Start with -XX:+UseG1GC and set a realistic pause time goal using -XX:MaxGCPauseMillis=200. If your CPU usage is consistently high, avoid setting this too low, as it forces the GC to run more frequently, increasing overall overhead. Additionally, consider -XX:ParallelGCThreads (set to the number of logical processors) and -XX:ConcGCThreads (typically 1/4 of parallel threads). These ensure that the GC processes don’t completely hijack the CPU from your request-handling threads.

Heap Sizing Realities

It is a common misconception that a larger heap always improves performance. On the contrary, a heap that is too large can lead to longer ‘Stop-the-World’ pauses. Aim for a heap size that keeps your ‘Old Gen’ occupancy around 50-60% after a major collection. Use -Xms and -Xmx with identical values to prevent the JVM from wasting CPU cycles resizing the heap during operation.

Thread Pool Tuning and the Context Switching Trap

When CPU usage is high, the instinct is often to increase the thread pool size to handle more concurrent requests. In a CPU-bound application, this is often counterproductive. Each additional thread introduces context switching overhead. If your CPU is already at 80%, adding more threads will likely increase latency as the kernel spends more time swapping thread contexts than executing code.

Tomcat and Executor Tuning

For Spring Boot applications using embedded Tomcat, the server.tomcat.threads.max default is 200. If your tasks are purely CPU-bound (e.g., JSON processing, cryptography), this number might be too high for a small container (e.g., 2 or 4 vCPUs). A better rule of thumb for CPU-bound tasks is (Number of Cores * 2). For I/O-bound tasks, you can go higher, but monitor the system.cpu.load closely. If the load average is significantly higher than the core count, you are over-provisioning threads.

Database Connection Pool Tuning with HikariCP

A poorly tuned database connection pool can manifest as high CPU usage in the application layer. If threads are constantly waiting for connections, they park and unpark, causing context switches. HikariCP is the default in Spring Boot and is highly efficient, but it requires correct configuration.

The maximum-pool-size should not be determined by guesswork. The formula suggested by the HikariCP maintainers is connections = ((core_count * 2) + effective_spindle_count). In modern cloud environments with SSDs, this usually translates to a small number. Setting the pool size to 100 on a 4-core machine is a recipe for disaster; it creates contention at the database driver level and increases CPU usage on both the app and the DB. Keep minimum-idle the same as maximum-pool-size to maintain a ‘hot’ pool, avoiding the CPU spike associated with opening new TCP connections during a traffic surge.

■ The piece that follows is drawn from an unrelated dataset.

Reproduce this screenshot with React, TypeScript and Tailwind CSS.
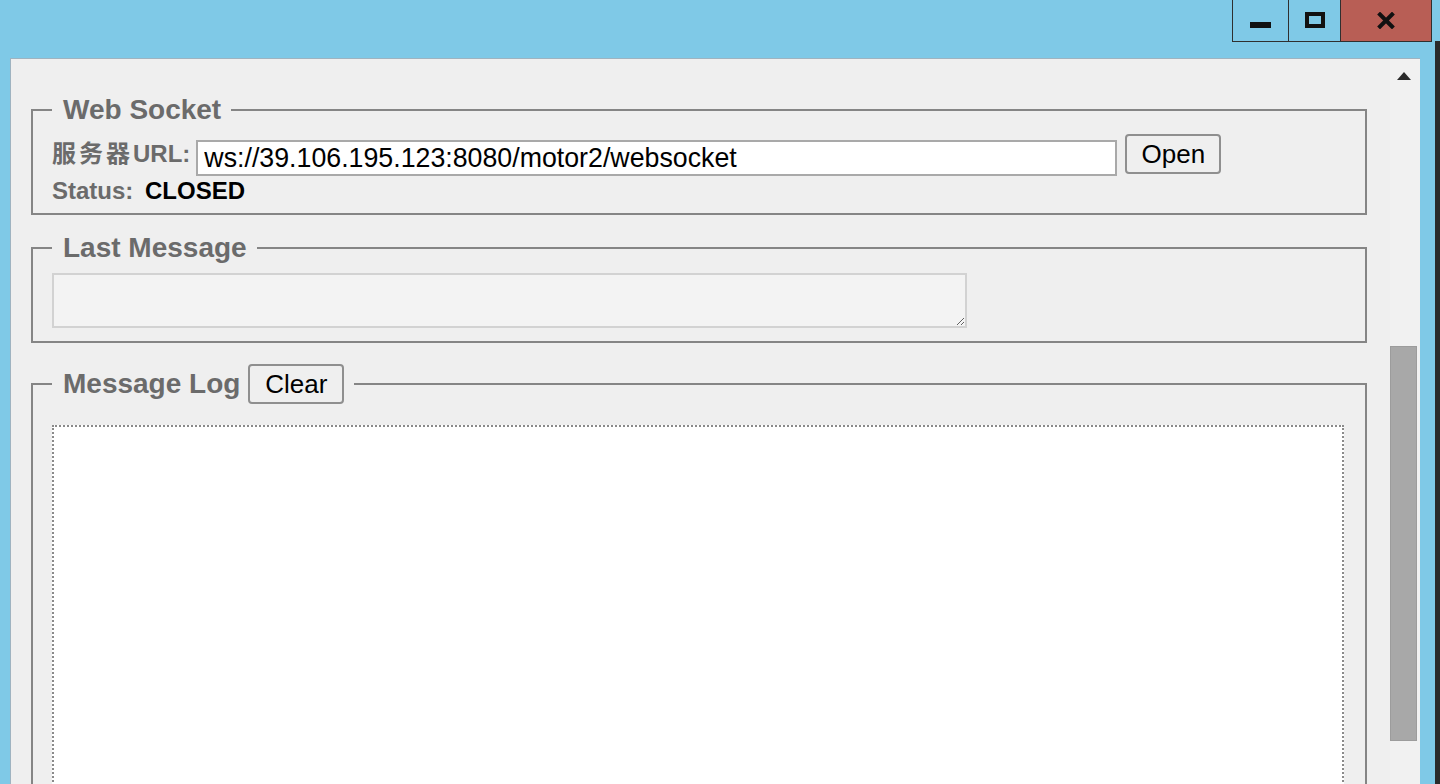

Horizontal vs. Vertical Scaling

Once you have optimized the code and the JVM, you must decide how to scale. If your profiling shows that the application is truly CPU-bound and you have already optimized G1GC and thread pools, it is time to scale.

Vertical scaling (increasing CPU/RAM per instance) is effective for reducing the overhead of managing many small instances and can improve performance for multi-threaded tasks that share memory. However, it has a ceiling. Horizontal scaling (adding more instances) is generally preferred in cloud-native environments. It provides better fault tolerance and allows for more granular scaling. When CPU hits 80%, your Horizontal Pod Autoscaler (HPA) should already be triggering. If it isn’t, lower your HPA threshold to 70% to allow for the ‘warm-up’ time of new JVM instances.

Real-World Troubleshooting Steps

When an incident is live and CPU is pinned at 90%+, follow this checklist:

Check GC Logs: Are you spending more than 5% of time in GC? If yes, tune the heap and G1GC parameters.
Capture a Thread Dump: Use jstack <pid>. Look for ‘BLOCKED’ threads. Are many threads waiting on the same monitor? This indicates lock contention.
Analyze Top Producers: Use top -H -p <pid> to see which specific threads are consuming the most CPU. Cross-reference the thread IDs (converted to hex) with your thread dump.
Review External Calls: Is an external API or Database slowing down? Slow I/O can lead to thread pile-ups, which eventually increases CPU as the runtime tries to manage the backlog.

Optimizing for high CPU utilization is rarely about a single ‘silver bullet’ setting. It is about understanding the telemetry of your application and ensuring that the infrastructure aligns with the workload characteristics. By tightening the feedback loop between metrics and configuration, you transform a fragile system into a resilient one. The goal is to create a predictable environment where the application can operate at high capacity without falling over, allowing you to focus on building features rather than fighting fires. Efficient resource utilization is not just a cost-saving measure; it is the hallmark of a well-engineered production system that can withstand the unpredictable nature of real-world traffic patterns.